The Cards’ No. 3 starter was Steve Carlton who at that point hadn’t quite become the Steve Carlton you know but was still as good as you’d hope for in a supporting role. St. Louis had Lou Brock, who went to the Hall of Fame, and Curt Flood who could have been in there and will be if Marvin Miller has God’s ear in heaven. The NL champs had Orlando Cepeda, a professional hitter, and what was left of Roger Maris. They had a lot going on.
Back in that era the American League was the junior circuit and Detroit might have had a better team in ’67 (when they coughed up a fur ball in losing the AL to the Impossible Dream Red Sox) than they did in the year that followed. If you gave the Tigers any chance you’d have imagined that they’d have to ride on Denny McLain who won 31 games and the AL Cy Young that season. But McLain sputtered somewhat in September—it happens when you pitch 336 innings including 28 complete games.
Reprising the role of Bob Turley and bettering it was Mickey Lolich, a tubby journeyman who won his three starts, all complete games, including Game 7 vs Gibson. Lolich stuck around another decade, won 217 games across his career, set a record for most strikeouts in the AL by a left-hander. Lolich was and is a guy who is easy to like. But again, in a contest of merit between Gibson and Lolich, bookmakers would cease to take action on Gibson early on—something Denny McLain might have been able to advise you on at the time.
Okay I have one particularly awful memory of ’79. ABC was doing broadcasts of the World Series—this being a break from the classic calls of MLB on NBC that I grew up with. The network assigned Howard Cosell in all his self-congratulatory self-styled glory to work the Series between Baltimore and Pittsburgh. The worst World Series in broadcasting history, to that point anyway.
I can still hear Cosell say: “Look at Mrs Moreno go, she’s singing ‘We Are Family.’” Mrs Moreno was the light-footed wife of the Pirates’ light-hitting centre fielder Omar Moreno and We Are Family is paying Sister Sledge royalties as you read this. The band members deserves every cent of them for having to listen to Cosell covering their signature song and probably wrecking their careers.

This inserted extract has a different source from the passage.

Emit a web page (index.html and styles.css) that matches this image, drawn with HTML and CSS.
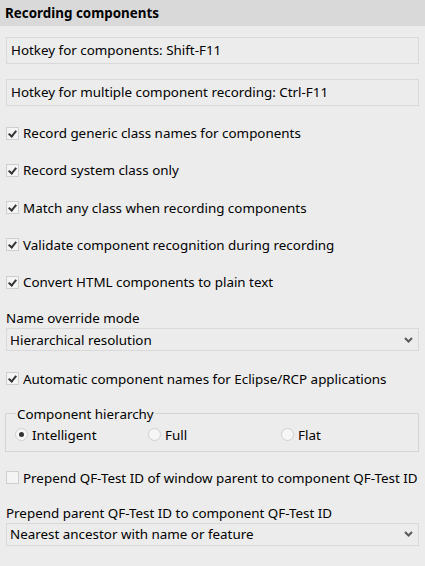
FILE: index.html
```html
<!DOCTYPE html>
<html lang="en">
<head>
    <meta charset="UTF-8" />
    <title>Recording components</title>
    <link rel="stylesheet" href="styles.css">
</head>
<body>
    <div class="panel">
        <div class="title">Recording components</div>
        <div class="content">
            <div class="field">Hotkey for components: Shift-F11</div>
            <div class="field field-last">Hotkey for multiple component recording: Ctrl-F11</div>

            <label class="check"><span class="box checked"></span>Record generic class names for components</label>
            <label class="check"><span class="box checked"></span>Record system class only</label>
            <label class="check"><span class="box checked"></span>Match any class when recording components</label>
            <label class="check"><span class="box checked"></span>Validate component recognition during recording</label>
            <label class="check"><span class="box checked"></span>Convert HTML components to plain text</label>

            <div class="select-block">
                <div class="caption">Name override mode</div>
                <div class="combo">
                    <span>Hierarchical resolution</span>
                    <svg width="9" height="6" viewBox="0 0 9 6"><path d="M1 1 L4.5 4.5 L8 1" fill="none" stroke="#5a5a5a" stroke-width="2"/></svg>
                </div>
            </div>

            <label class="check check-auto"><span class="box checked"></span>Automatic component names for Eclipse/RCP applications</label>

            <fieldset class="group">
                <legend>Component hierarchy</legend>
                <div class="radios">
                    <label class="radio"><span class="dot selected"></span>Intelligent</label>
                    <label class="radio"><span class="dot"></span>Full</label>
                    <label class="radio"><span class="dot"></span>Flat</label>
                </div>
            </fieldset>

            <label class="check check-prepend"><span class="box"></span>Prepend QF-Test ID of window parent to component QF-Test ID</label>

            <div class="select-block select-last">
                <div class="caption">Prepend parent QF-Test ID to component QF-Test ID</div>
                <div class="combo">
                    <span>Nearest ancestor with name or feature</span>
                    <svg width="9" height="6" viewBox="0 0 9 6"><path d="M1 1 L4.5 4.5 L8 1" fill="none" stroke="#5a5a5a" stroke-width="2"/></svg>
                </div>
            </div>
        </div>
    </div>
</body>
</html>
```

FILE: styles.css
```css
body {
    margin: 0;
    background: #ececec;
    font-family: 'Noto Sans', 'Open Sans', sans-serif;
    font-size: 13.4px;
    color: #000;
}
.panel {
    width: 425px;
    height: 566px;
    background: #ececec;
}
.title {
    height: 26px;
    line-height: 26px;
    background: #d9d9d9;
    padding-left: 5px;
    font-weight: bold;
}
.content {
    display: flex;
    flex-direction: column;
    padding: 11px 6px 0 6px;
}
.field {
    height: 25px;
    line-height: 25px;
    border: 1px solid #d9d9d9;
    padding-left: 4px;
    margin-bottom: 15px;
}
.field-last {
    margin-bottom: 16px;
}
.check {
    display: flex;
    align-items: center;
    height: 22px;
    margin-bottom: 15.3px;
}
.box {
    width: 11px;
    height: 11px;
    border: 1px solid #cfcfcf;
    background: #f4f4f4;
    margin-right: 4px;
    position: relative;
}
.box.checked::after {
    content: "";
    position: absolute;
    left: 3px;
    top: 1px;
    width: 3px;
    height: 6px;
    border-right: 2px solid #333;
    border-bottom: 2px solid #333;
    transform: rotate(40deg);
}
.select-block {
    margin-top: 2px;
    margin-bottom: 16.5px;
}
.caption {
    height: 16px;
    line-height: 16px;
    margin-bottom: 2px;
}
.combo {
    height: 21px;
    border: 1px solid #d9d9d9;
    display: flex;
    align-items: center;
    justify-content: space-between;
    padding: 0 5px 0 3px;
}
.check-auto {
    margin-bottom: 16px;
}
.group {
    margin: 0 0 15px -1px;
    padding: 2px 4px 5px 9px;
    border: 1px solid #d4d4d4;
}
.group legend {
    padding: 0 1px;
    margin-left: 1px;
    line-height: 16px;
}
.radios {
    display: flex;
    height: 22px;
    align-items: center;
}
.radio {
    display: flex;
    align-items: center;
    width: 133px;
}
.dot {
    width: 11px;
    height: 11px;
    border: 1px solid #d0d0d0;
    border-radius: 50%;
    background: #f6f6f6;
    margin-right: 4px;
    position: relative;
}
.dot.selected::after {
    content: "";
    position: absolute;
    left: 3px;
    top: 3px;
    width: 5px;
    height: 5px;
    border-radius: 50%;
    background: #333;
}
.check-prepend {
    margin-bottom: 16px;
}
.select-last {
    margin-top: 0;
}
```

The Orioles had a few great teams from the mid-60s through the early 80s under Earl Weaver. Most of the time they found a way to lose and in the final five games of that series first baseman Eddie Murray, the offensive linchpin, found a way to go 0 for 21. Yeah, Murray went silent. (See what I did there?) The ’79 Orioles weren’t a great team that season, just an over-achieving one. It looked like they had the Pirates dead to rights.
As bad as Cosell’s singing were the Pirates unis in 1979. They were good for covering up mustard stains but that’s about it. But the Bucs had Willie Stargell who went in the Hall of Fame and Dave Parker who had more talent than all but maybe five guys who made it to Cooperstown. Stargell went off in Game 7, four for five with two doubles and a homer in a 4-1 Pittsburgh win, Yeah, there would up being a lot of cocaine done by those in the Pirates’ clubhouse back in the day. Probably true most places where they played We Are Family.
What I could say without hesitation: The Cubs are a better team than the ’68 Tigers and the ’79 Pirates were. Also: The curse and all that makes them a far better story. Ok, I can’t stand Joe Maddon and the cult of managerial genius he has built around himself—give me the Tigers manager Mayo Smith any day. (Who names their son Mayo?) And there are bound to be endless Will Ferrell as Harry Caray sightings in coming days. But if the Cubs comeback puts an end to the Billy Goat, Steve Bartman and all that, I protest not.